In this alternative type of field emission display device, a
semiconductor substrate 302 is coated with a thin film of a
material 304 that emits electrons under the influence of a
localized electric field. A suitable electric field is created
directly below a region of the field emission material 306 with a
microelectronic device fabricated within the silicon substrate 308.
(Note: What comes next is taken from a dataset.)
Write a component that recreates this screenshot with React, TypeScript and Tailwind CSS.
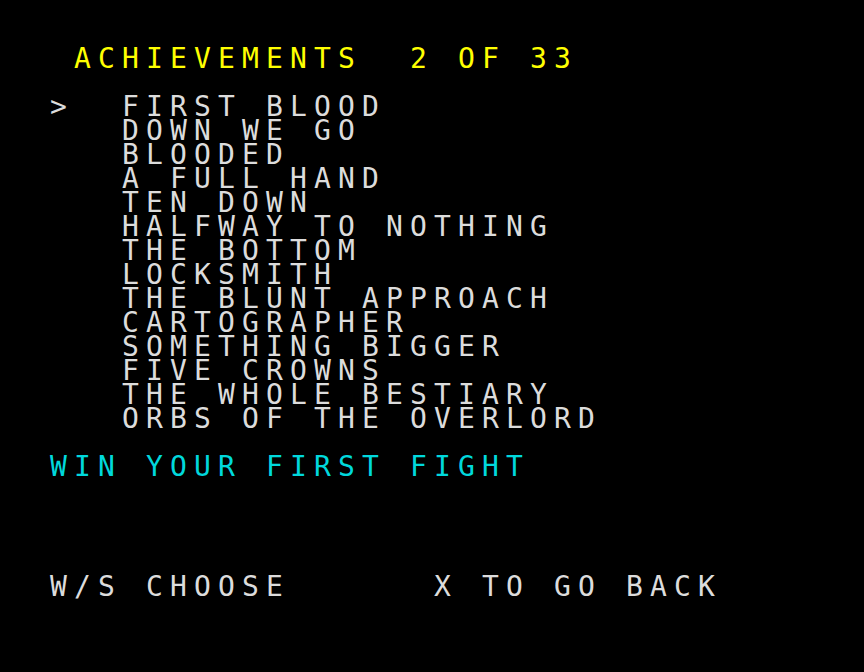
const items = [
  'FIRST BLOOD',
  'DOWN WE GO',
  'BLOODED',
  'A FULL HAND',
  'TEN DOWN',
  'HALFWAY TO NOTHING',
  'THE BOTTOM',
  'LOCKSMITH',
  'THE BLUNT APPROACH',
  'CARTOGRAPHER',
  'SOMETHING BIGGER',
  'FIVE CROWNS',
  'THE WHOLE BESTIARY',
  'ORBS OF THE OVERLORD',
];

const selected = 0;

export default function App() {
  return (
    <div className="w-[864px] h-[672px] bg-black overflow-hidden">
      <div
        className="pt-[47px] pl-[50px] text-[28px] leading-[24px] whitespace-pre tracking-[calc(24px-1ch)] text-[#dcdcdc]"
        style={{ fontFamily: '"DejaVu Sans Mono", monospace' }}
      >
        <div className="text-[#ffff00]">{' ACHIEVEMENTS  2 OF 33'}</div>
        <div>{' '}</div>
        {items.map((name, i) => (
          <div key={name}>{(i === selected ? '>  ' : '   ') + name}</div>
        ))}
        <div>{' '}</div>
        <div className="text-[#00d8dc]">WIN YOUR FIRST FIGHT</div>
        <div>{' '}</div>
        <div>{' '}</div>
        <div>{' '}</div>
        <div>{' '}</div>
        <div>{'W/S CHOOSE      X TO GO BACK'}</div>
      </div>
    </div>
  );
}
Electrons emitted from the region of the thin-film field emission
material 306 are accelerated in an electric field towards a
phosphor-coated glass substrate 312. Collision of an accelerated
electron 314 with the phosphor produces phosphorescent emission of
photons that travel through the glass substrate 312 to the retina
of a viewer. Various research groups have suggested the use of
nitrogen-doped, chemical vapor-deposited diamond films, amorphous
carbons films, or various conjugated polymers for use as thin-film
field emission materials in the flat field emission display
devices, operation of which is illustrated in FIG. 3. However, it
has proved difficult to fabricate thin-film field emission
materials that are long lasting and that produce acceptable current
densities of emitted electrons under the influence of reasonably
strong electric fields. Thus, designers and manufacturers of field
emission display devices have recognized the need for a flat field
emission material that can be incorporated in a semiconductor
device for use in flat field emission display devices.
SUMMARY OF THE INVENTION
[0007] The present invention provides a method for fabricating a
dense field of tiny, silicon-based field emitter tips across the
surface of a silicon substrate. The silicon substrate is first
subjected to a beam of oxygen or oxygen-containing ions to create
clusters of SiO.sub.2 within a thin surface region of the silicon
substrate. The clusters of SiO.sub.2 molecules created by ionic
bombardment of the silicon substrate surface may then be coalesced,
if necessary, into clusters by thermal annealing or other
techniques. Finally, the surface of the silicon substrate is etched
to remove the SiO.sub.2 clusters, thereby producing a dense field
of tiny silicon-based field emitter tips across the surface of the
silicon substrate.
BRIEF DESCRIPTION OF THE DRAWINGS
[0008] FIG. 1 illustrates principles of design and operation of a
silicon-based field emitter tip.
[0009] FIG. 2 illustrates a computer display device based on field
emitter tip arrays.
[0010] FIG. 3 illustrates operation of a field emission display
device based on a thin-film, flat field emission material.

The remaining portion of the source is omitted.